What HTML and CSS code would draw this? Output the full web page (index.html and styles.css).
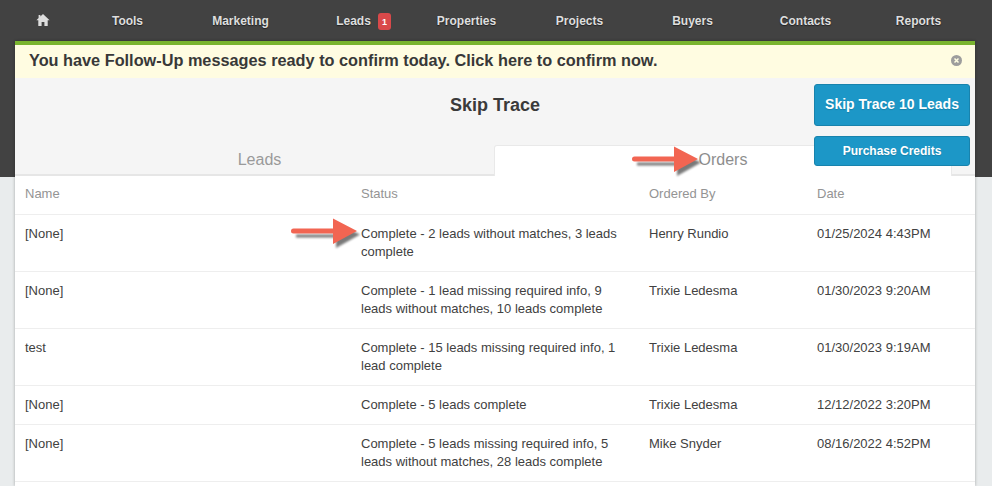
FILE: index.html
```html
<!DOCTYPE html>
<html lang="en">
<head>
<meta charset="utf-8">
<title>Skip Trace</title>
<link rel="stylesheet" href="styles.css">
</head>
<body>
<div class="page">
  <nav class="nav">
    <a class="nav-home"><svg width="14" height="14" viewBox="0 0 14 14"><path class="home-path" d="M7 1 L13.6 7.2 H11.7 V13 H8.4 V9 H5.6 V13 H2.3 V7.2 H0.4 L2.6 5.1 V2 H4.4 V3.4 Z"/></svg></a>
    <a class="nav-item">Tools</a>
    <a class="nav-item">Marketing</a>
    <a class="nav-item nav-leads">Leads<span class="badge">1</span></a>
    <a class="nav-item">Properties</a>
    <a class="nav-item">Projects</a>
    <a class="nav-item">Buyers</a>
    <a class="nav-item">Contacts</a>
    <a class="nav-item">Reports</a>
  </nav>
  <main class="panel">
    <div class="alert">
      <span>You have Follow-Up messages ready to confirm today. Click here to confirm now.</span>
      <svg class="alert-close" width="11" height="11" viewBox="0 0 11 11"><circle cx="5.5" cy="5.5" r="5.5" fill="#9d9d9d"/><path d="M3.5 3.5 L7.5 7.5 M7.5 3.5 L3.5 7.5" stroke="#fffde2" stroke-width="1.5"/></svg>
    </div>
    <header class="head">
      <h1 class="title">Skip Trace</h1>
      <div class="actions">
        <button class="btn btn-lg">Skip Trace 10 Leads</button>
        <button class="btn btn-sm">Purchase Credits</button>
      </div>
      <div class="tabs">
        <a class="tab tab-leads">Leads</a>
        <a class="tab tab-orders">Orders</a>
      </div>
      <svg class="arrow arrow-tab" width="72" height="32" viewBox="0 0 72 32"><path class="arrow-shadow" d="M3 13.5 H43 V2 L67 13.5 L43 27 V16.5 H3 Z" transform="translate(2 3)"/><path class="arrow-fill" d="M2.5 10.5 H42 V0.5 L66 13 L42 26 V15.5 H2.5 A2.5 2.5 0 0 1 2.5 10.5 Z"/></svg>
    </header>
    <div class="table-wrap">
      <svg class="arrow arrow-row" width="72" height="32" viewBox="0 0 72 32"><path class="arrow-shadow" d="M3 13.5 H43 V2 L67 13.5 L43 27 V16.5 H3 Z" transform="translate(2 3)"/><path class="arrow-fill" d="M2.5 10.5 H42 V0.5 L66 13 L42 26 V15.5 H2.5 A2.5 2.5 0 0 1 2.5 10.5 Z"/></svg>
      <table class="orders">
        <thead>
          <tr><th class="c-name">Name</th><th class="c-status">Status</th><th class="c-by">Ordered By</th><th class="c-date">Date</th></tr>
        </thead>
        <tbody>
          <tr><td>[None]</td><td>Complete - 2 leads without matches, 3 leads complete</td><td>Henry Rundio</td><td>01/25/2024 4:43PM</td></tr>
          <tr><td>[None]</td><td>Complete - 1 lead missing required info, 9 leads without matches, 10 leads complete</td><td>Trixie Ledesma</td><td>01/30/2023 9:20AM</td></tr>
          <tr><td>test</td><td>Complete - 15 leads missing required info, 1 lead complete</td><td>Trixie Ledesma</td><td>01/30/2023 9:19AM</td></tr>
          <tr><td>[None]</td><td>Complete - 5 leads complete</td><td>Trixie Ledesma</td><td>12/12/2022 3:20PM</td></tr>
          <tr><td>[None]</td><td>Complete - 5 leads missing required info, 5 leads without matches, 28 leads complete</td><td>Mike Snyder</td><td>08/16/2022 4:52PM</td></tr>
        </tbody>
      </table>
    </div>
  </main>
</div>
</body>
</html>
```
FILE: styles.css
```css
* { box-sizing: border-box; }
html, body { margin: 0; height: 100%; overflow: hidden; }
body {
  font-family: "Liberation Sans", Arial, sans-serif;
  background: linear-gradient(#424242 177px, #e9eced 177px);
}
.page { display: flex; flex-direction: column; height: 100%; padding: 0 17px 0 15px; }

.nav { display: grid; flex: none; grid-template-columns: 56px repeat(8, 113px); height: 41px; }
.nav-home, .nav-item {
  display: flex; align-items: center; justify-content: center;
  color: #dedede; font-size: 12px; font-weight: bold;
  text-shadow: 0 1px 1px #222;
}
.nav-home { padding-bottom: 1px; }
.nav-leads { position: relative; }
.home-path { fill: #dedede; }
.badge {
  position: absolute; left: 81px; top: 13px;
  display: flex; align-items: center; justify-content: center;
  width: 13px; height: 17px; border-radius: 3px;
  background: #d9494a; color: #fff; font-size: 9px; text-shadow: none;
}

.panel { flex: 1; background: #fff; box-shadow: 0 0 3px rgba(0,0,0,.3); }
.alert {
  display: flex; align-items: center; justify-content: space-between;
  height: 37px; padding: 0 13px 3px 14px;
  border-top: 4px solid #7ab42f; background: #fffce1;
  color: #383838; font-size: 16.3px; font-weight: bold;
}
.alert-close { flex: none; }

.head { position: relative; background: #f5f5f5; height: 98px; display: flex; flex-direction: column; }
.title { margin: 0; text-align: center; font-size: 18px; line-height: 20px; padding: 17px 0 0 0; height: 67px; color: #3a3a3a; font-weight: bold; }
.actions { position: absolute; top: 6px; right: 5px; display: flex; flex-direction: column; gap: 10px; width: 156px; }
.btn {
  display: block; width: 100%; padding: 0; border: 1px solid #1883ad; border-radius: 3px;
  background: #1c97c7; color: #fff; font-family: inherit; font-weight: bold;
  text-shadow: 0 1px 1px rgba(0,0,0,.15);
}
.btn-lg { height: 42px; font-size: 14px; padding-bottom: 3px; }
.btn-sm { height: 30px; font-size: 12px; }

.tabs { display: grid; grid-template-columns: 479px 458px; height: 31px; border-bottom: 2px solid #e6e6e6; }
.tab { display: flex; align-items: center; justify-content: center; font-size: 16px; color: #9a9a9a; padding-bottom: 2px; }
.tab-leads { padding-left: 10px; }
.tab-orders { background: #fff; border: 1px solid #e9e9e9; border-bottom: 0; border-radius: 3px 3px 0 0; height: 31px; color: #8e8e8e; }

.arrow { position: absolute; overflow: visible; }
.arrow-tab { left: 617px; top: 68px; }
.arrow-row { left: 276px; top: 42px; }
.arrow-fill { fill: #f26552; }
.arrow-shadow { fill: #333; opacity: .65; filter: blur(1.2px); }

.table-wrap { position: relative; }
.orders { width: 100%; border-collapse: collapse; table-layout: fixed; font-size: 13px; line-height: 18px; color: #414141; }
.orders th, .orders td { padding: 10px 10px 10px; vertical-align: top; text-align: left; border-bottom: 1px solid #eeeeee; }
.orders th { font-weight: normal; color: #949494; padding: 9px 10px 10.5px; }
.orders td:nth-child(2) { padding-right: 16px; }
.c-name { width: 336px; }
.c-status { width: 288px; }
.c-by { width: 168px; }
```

+++

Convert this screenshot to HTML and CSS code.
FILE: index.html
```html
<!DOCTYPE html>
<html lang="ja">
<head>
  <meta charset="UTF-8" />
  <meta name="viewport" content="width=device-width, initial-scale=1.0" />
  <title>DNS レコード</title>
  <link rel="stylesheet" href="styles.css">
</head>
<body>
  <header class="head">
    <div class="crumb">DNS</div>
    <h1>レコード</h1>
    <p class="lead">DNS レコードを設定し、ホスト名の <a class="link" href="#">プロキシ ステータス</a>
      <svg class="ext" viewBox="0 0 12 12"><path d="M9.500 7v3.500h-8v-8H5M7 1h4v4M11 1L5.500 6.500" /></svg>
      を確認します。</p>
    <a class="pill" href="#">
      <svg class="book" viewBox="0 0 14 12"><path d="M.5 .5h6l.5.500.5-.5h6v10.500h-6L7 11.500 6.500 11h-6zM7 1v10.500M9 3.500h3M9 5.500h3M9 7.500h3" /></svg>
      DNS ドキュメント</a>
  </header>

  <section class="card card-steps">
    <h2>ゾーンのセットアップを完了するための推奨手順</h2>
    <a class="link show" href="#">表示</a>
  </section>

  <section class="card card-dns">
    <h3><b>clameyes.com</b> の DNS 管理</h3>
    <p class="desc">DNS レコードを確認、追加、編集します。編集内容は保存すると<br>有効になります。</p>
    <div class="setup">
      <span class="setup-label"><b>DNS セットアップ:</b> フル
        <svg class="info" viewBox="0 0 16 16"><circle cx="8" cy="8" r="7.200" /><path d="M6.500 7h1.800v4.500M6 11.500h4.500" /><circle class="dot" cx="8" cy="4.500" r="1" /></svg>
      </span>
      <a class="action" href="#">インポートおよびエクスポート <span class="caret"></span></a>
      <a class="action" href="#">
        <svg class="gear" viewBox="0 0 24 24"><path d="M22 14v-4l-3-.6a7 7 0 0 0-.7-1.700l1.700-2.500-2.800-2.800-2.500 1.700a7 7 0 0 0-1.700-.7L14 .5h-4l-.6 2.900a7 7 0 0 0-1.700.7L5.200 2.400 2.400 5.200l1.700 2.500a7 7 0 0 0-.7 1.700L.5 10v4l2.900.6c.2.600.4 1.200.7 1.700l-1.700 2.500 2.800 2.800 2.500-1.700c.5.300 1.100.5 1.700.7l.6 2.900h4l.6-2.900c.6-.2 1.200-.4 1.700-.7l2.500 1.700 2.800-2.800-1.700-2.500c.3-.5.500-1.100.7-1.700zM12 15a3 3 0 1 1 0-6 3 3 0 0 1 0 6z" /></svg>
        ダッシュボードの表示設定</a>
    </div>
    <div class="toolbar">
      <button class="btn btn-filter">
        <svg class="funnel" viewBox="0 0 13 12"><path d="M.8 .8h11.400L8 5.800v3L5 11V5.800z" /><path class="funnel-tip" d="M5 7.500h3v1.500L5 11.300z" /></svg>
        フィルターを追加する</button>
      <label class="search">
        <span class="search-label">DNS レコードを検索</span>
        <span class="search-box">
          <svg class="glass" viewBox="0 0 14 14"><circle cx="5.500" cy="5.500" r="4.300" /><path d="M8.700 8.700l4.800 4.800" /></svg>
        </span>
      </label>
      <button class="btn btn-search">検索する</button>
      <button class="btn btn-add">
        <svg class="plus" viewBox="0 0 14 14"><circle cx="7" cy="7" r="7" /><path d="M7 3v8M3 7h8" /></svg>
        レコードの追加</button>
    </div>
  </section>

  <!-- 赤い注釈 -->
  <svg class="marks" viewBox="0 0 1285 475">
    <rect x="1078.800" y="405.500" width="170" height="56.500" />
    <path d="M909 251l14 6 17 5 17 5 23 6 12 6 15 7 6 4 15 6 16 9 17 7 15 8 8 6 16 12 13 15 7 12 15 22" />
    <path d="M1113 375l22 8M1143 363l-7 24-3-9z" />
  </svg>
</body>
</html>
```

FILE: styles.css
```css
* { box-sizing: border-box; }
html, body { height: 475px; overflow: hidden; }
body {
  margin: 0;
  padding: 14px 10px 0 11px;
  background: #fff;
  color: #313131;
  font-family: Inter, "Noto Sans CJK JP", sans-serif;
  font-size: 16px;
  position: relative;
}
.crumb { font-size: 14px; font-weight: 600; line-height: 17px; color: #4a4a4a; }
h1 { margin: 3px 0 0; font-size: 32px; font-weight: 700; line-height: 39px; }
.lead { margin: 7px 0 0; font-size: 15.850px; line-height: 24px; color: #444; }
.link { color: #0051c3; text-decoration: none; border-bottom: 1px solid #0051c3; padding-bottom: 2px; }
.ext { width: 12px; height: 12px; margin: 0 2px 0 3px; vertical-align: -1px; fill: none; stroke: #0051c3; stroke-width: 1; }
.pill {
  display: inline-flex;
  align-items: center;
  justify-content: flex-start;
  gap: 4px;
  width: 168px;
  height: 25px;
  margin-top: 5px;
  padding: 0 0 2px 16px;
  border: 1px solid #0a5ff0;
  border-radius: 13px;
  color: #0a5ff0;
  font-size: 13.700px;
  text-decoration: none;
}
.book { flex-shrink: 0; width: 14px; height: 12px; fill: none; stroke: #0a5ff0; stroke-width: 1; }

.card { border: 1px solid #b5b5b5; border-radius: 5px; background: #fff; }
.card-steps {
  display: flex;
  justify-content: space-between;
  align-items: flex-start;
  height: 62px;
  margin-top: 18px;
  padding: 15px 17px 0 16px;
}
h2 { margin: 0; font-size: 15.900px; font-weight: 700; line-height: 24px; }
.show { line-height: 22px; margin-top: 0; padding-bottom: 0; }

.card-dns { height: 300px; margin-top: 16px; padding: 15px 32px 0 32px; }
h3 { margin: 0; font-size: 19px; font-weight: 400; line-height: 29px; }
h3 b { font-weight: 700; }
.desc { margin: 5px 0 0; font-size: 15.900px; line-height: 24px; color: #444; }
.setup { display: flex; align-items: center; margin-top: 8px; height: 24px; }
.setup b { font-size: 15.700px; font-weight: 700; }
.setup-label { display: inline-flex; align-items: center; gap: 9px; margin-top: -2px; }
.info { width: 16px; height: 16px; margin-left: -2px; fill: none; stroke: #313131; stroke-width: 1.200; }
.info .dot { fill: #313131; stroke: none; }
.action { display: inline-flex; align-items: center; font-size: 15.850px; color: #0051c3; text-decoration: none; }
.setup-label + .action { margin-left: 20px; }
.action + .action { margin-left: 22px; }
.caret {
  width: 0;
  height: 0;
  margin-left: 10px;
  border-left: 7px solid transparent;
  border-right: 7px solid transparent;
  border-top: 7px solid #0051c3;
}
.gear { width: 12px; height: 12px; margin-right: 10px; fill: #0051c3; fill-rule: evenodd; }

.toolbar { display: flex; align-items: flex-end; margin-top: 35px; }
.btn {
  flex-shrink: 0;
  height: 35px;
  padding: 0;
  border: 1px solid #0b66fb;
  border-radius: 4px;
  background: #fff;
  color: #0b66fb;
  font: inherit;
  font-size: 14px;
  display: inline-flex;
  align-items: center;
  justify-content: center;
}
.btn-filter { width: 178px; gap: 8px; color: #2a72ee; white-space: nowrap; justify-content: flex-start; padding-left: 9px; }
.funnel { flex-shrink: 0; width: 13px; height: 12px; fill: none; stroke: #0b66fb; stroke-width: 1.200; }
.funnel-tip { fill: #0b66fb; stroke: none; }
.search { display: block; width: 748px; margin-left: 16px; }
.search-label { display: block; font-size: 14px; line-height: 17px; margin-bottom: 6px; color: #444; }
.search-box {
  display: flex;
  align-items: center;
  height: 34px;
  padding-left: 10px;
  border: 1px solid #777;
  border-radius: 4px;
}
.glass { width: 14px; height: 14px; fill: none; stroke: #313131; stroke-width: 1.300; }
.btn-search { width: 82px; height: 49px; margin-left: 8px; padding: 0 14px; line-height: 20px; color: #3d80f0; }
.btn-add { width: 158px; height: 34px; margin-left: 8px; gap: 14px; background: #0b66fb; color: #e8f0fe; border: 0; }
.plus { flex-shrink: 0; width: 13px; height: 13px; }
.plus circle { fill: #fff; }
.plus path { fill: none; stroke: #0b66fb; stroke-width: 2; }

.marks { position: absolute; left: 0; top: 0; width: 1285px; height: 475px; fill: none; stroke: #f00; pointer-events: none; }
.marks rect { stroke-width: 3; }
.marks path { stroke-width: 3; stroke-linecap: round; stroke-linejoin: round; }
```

+++

PROBLEM DETAILS —
Only lines with the word "page" should be collected from the material.

RESPONSE FOR THIS EXERCISE —
What HTML and CSS code would draw this? Output the full web page (index.html and styles.css).
<div class="page">
.page { display: flex; flex-direction: column; height: 100%; padding: 0 17px 0 15px; }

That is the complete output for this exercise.